A line of roses down the median makes a stripe of red all the way down toward the peach and wine fire sky, the colors framed by the bushy green of mulberry trees that line the road and the neon sign of the Nautilus center. The hunch back Gypsy woman--no more than four feet tall--sits and waits for the light to change so she can sell packs of tissue to stopped cars. She wears a turquoise sweater and an orange checked skirt, and nibbles sunflower seeds with a bored scowl as cars whizz past her. She's respected around here. Shopkeepers call her hanim and teyze (madam and auntie) when she passes. She stops to chat with them sometimes. She walks with a cane because her back is bent nearly 90 degrees. Huge black eyes like pools of dark tea. Above her, a moon the color of luminous vanilla ice cream has just cleared the tops of the middle school on the corner. It's brightening with darkening sky, whiter and whiter and whiter. A screech of brakes, a cat meowing from the fence on the edge of the graveyard shadows. The crinkle of a plastic as a man loaded down with shopping bags hops across the median and makes a dash for the other side. The ezan is reaching a crescendo. Haya 'alas-salaaaaaaaaaaaaaaaaaaaah
Left lane. Down the sidewalk and turn right, over the bridge.

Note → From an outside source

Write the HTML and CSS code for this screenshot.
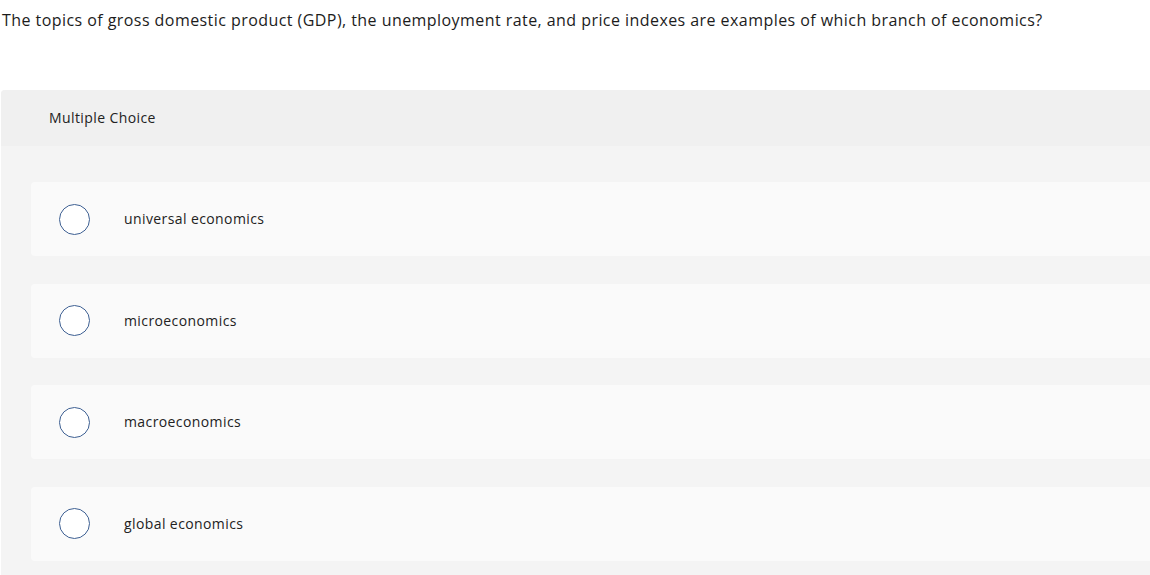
FILE: index.html
```html
<!DOCTYPE html>
<html>
<head>
<meta charset="utf-8">
<link rel="stylesheet" href="styles.css">
</head>
<body>
<div class="page">
  <p class="question">The topics of gross domestic product (GDP), the unemployment rate, and price indexes are examples of which branch of economics?</p>
  <div class="panel">
    <div class="panel-head">Multiple Choice</div>
    <div class="panel-body">
      <div class="option"><span class="radio"></span><span class="label">universal economics</span></div>
      <div class="option"><span class="radio"></span><span class="label">microeconomics</span></div>
      <div class="option"><span class="radio"></span><span class="label">macroeconomics</span></div>
      <div class="option"><span class="radio"></span><span class="label">global economics</span></div>
    </div>
  </div>
</div>
</body>
</html>
```
FILE: styles.css
```css
html, body { margin: 0; padding: 0; background: #fff; }
body { font-family: "Open Sans", sans-serif; color: #222; overflow: hidden; }
.page { width: 1150px; height: 575px; overflow: hidden; }
.question {
  margin: 0;
  padding: 10px 0 0 2px;
  font-size: 16px;
  letter-spacing: 0.44px;
  line-height: 20px;
  color: #1c1c1c;
  height: 90px;
  box-sizing: border-box;
}
.panel {
  margin-left: 1px;
  width: 1170px;
  border-radius: 4px;
  overflow: hidden;
  background: #f4f4f4;
}
.panel-head {
  background: #f0f0f0;
  height: 56px;
  box-sizing: border-box;
  padding: 0 0 1px 48px;
  display: flex;
  align-items: center;
  font-size: 14px;
  letter-spacing: 0.4px;
  color: #222;
}
.panel-body {
  padding: 36px 0 20px 30px;
  display: flex;
  flex-direction: column;
  gap: 27.67px;
}
.option {
  background: #fafafa;
  height: 74px;
  border-radius: 4px;
  display: flex;
  align-items: center;
  padding-left: 28px;
}
.radio {
  width: 29px;
  height: 29px;
  border: 1.5px solid #3d5f92;
  border-radius: 50%;
  background: #fff;
  flex: none;
}
.label {
  margin-left: 34px;
  margin-bottom: 1px;
  font-size: 14px;
  letter-spacing: 0.4px;
  color: #222;
}
```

There's a pretty Gypsy girl in green with a lithe body and dusty skin. Her face is an all-business scowl--she's collecting cardboard boxes from piles of garbage in the street. She has a three-wheeled cart that she pulls around with a huge white muslin sack tied to the back. The handles of the cart are so tall that when she lets go of it, they snap up above her head and she has to jump up to pull them back down. She wears a long flowered skirt and has long messy black hair, streaked here and there with red. She has long, skinny pale arms that work like pistons as she rapid-fire folds the boxes into shapes that will fit into her bag. She is collecting from a load of trash next to the parking lot where my favorite old dog lives. Old yellow. He sits on the pavement all day and ignoring everything around him with sleepy eyes. Blinking and blinking, wearily. Sometimes, I'll scratch his head and he'll close his eyes all the way until I'm finished and then walk me home. The ezan has stopped, the last echo dying away. There's a chorus of car engines now, the quiet chug of a cab, the high whine of a moving trunk speeding toward the light, the rattle clatter of a minibus, the muffler burps of an old Subaru. A motorcycle bounces over a grate and honks his horn.

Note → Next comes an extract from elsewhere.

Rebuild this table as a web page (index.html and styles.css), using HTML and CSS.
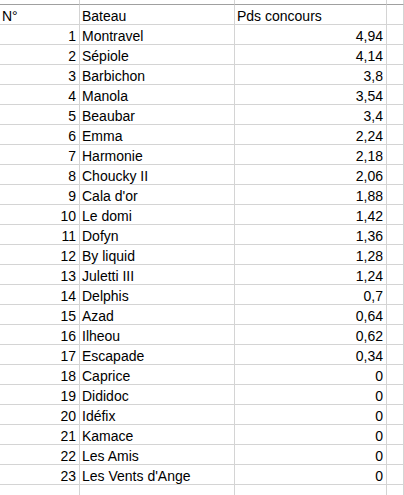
FILE: index.html
```html
<!DOCTYPE html>
<html lang="fr">
<head>
<meta charset="utf-8">
<title>Classement</title>
<link rel="stylesheet" href="styles.css">
</head>
<body>
<div class="sheet">
  <div class="cell top"></div><div class="cell top"></div><div class="cell top"></div><div class="cell top"></div>
  <div class="cell">N°</div><div class="cell">Bateau</div><div class="cell">Pds concours</div><div class="cell"></div>
  <div class="cell num">1</div><div class="cell">Montravel</div><div class="cell num">4,94</div><div class="cell"></div>
  <div class="cell num">2</div><div class="cell">Sépiole</div><div class="cell num">4,14</div><div class="cell"></div>
  <div class="cell num">3</div><div class="cell">Barbichon</div><div class="cell num">3,8</div><div class="cell"></div>
  <div class="cell num">4</div><div class="cell">Manola</div><div class="cell num">3,54</div><div class="cell"></div>
  <div class="cell num">5</div><div class="cell">Beaubar</div><div class="cell num">3,4</div><div class="cell"></div>
  <div class="cell num">6</div><div class="cell">Emma</div><div class="cell num">2,24</div><div class="cell"></div>
  <div class="cell num">7</div><div class="cell">Harmonie</div><div class="cell num">2,18</div><div class="cell"></div>
  <div class="cell num">8</div><div class="cell">Choucky II</div><div class="cell num">2,06</div><div class="cell"></div>
  <div class="cell num">9</div><div class="cell">Cala d'or</div><div class="cell num">1,88</div><div class="cell"></div>
  <div class="cell num">10</div><div class="cell">Le domi</div><div class="cell num">1,42</div><div class="cell"></div>
  <div class="cell num">11</div><div class="cell">Dofyn</div><div class="cell num">1,36</div><div class="cell"></div>
  <div class="cell num">12</div><div class="cell">By liquid</div><div class="cell num">1,28</div><div class="cell"></div>
  <div class="cell num">13</div><div class="cell">Juletti III</div><div class="cell num">1,24</div><div class="cell"></div>
  <div class="cell num">14</div><div class="cell">Delphis</div><div class="cell num">0,7</div><div class="cell"></div>
  <div class="cell num">15</div><div class="cell">Azad</div><div class="cell num">0,64</div><div class="cell"></div>
  <div class="cell num">16</div><div class="cell">Ilheou</div><div class="cell num">0,62</div><div class="cell"></div>
  <div class="cell num">17</div><div class="cell">Escapade</div><div class="cell num">0,34</div><div class="cell"></div>
  <div class="cell num">18</div><div class="cell">Caprice</div><div class="cell num">0</div><div class="cell"></div>
  <div class="cell num">19</div><div class="cell">Dididoc</div><div class="cell num">0</div><div class="cell"></div>
  <div class="cell num">20</div><div class="cell">Idéfix</div><div class="cell num">0</div><div class="cell"></div>
  <div class="cell num">21</div><div class="cell">Kamace</div><div class="cell num">0</div><div class="cell"></div>
  <div class="cell num">22</div><div class="cell">Les Amis</div><div class="cell num">0</div><div class="cell"></div>
  <div class="cell num">23</div><div class="cell">Les Vents d'Ange</div><div class="cell num">0</div><div class="cell"></div>
  <div class="cell"></div><div class="cell"></div><div class="cell"></div><div class="cell"></div>
</div>
</body>
</html>
```
FILE: styles.css
```css
html, body {
  margin: 0;
  padding: 0;
  background: #ffffff;
  overflow: hidden;
}
.sheet {
  display: grid;
  grid-template-columns: 80px 155px 152px 17px;
  grid-auto-rows: 20px;
  font-family: "Liberation Sans", Arial, sans-serif;
  font-size: 14px;
  line-height: 16px;
  color: #000;
}
.cell {
  box-sizing: border-box;
  border-right: 1px solid #d4d4d4;
  border-bottom: 1px solid #d4d4d4;
  padding: 3px 2px 0 2px;
  white-space: nowrap;
  overflow: visible;
}
.cell.top {
  height: 5px;
  padding: 0;
  border-bottom-color: #a0a0a0;
}
.sheet > .cell.top { align-self: start; }
.sheet { grid-template-rows: 5px; }
.num {
  text-align: right;
  padding-right: 3px;
}
```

Down past my old school, past the bakery and minibus road onto the pedestrian walk where cars go anyway
An old tree, leafless and rough skinned, writhes from the pedestrian road next to the tea shop. A pile of bikes tangle against a light pole. Three teenage girls pass by with a basketball, the thick shouldered one in the lead dribbles and walks fast, making the other two have to trot to keep up. Light radiates out in a circle of white from the cafe. It doesn't quite reach the tree. A woman sits at a table outside, her feet kicked up on the chair opposite her. A little boy charges up to her, too much momentum to stop himself and so she catches him and whirls him into the chair next to her. "Mommy!" he cries. He's got a Sesame Street shirt on and oversized shorts. A man in a football jersey lopes up behind him, hands digging in his shorts pocket, and says, "Ahh, so you'd rather sit with Mommy!" The sound of spoons stirring sugar into tea glasses. Shopping cart wheels rattling across bricks. A man jingles keys in his pockets. Techno music thump thump thumping from a clothes shop across the street.
A little down
A little girl in pink--shorts, T-shirt, sandals all a bright bubble gum--reads in front of a rack of purses hanging outside a women's wear shop. A glass case filled with more purses stands behind her, illuminated in bright naked bulbs. She brushes a swath of black hair behind her ear and kicks at the ground as she reads. Her father--a pot bellied man in a tight white T--closes up shop behind her. One by one the lights blink out and she bends closer and closer to the page. She sniffs and drags a finger across her nose. There's a chorus of footfalls, a legion of shoes. The clunk clunk of heavy boots, the pad of a child's sneakers racing across the cement, the shuffle of sandals, the lazy snap of flip flops, the rapid click of heels.
To the end, where we empty into the main road
The Fountain of Lord Halid, 1794. It's an old Ottoman fountain, cool white marble inscribed with flaking gold Arabic letters and floral flourishes. The spigots have long run dry. It has been graffitied all over. Black letters right across its belly have all been scrawled out, save the words ederkken ("while doing") and lan (something like "hey, asshole"). There's a Wienerwald scooter parked in front--a plastic green box on the back with the white logo of a giant chicken. To the side, the green ATM of Garanti Bank. A girl stands on one leg in front of the screen, kind of pivoting left and right as she types a number into the console. Beeps. Her other leg lets her sandals almost fall, but she catches it with her toes. Her purse hangs from her elbow. The light from the screen illuminates her face and neck in a pale green. A second Wienerwald cycle whizzes up and parks next to the first. The driver wears a huge black helmet which he whisks off to replace immediately with a green cap. He's tall and slumps as he walks, loping into the bright light of Wienerwald with his heat-sealed food bag swinging from his right hand. He strides past a woman with dish-sponge blond hair, spooning pudding into her mouth. Cell phone conversations. Car horns. The hum of the freezer of an ice cream vendor. The electronic voice of radio news.
The sky is purple black now. The moon a luminous ball of white over the stature of the bull. (Everyone waits here, for lovers, for friends, for dates). Venus hangs on the other side of the sky. A cat stops to watch me write--a skinny black and white thing. Its ears won't stop twitching.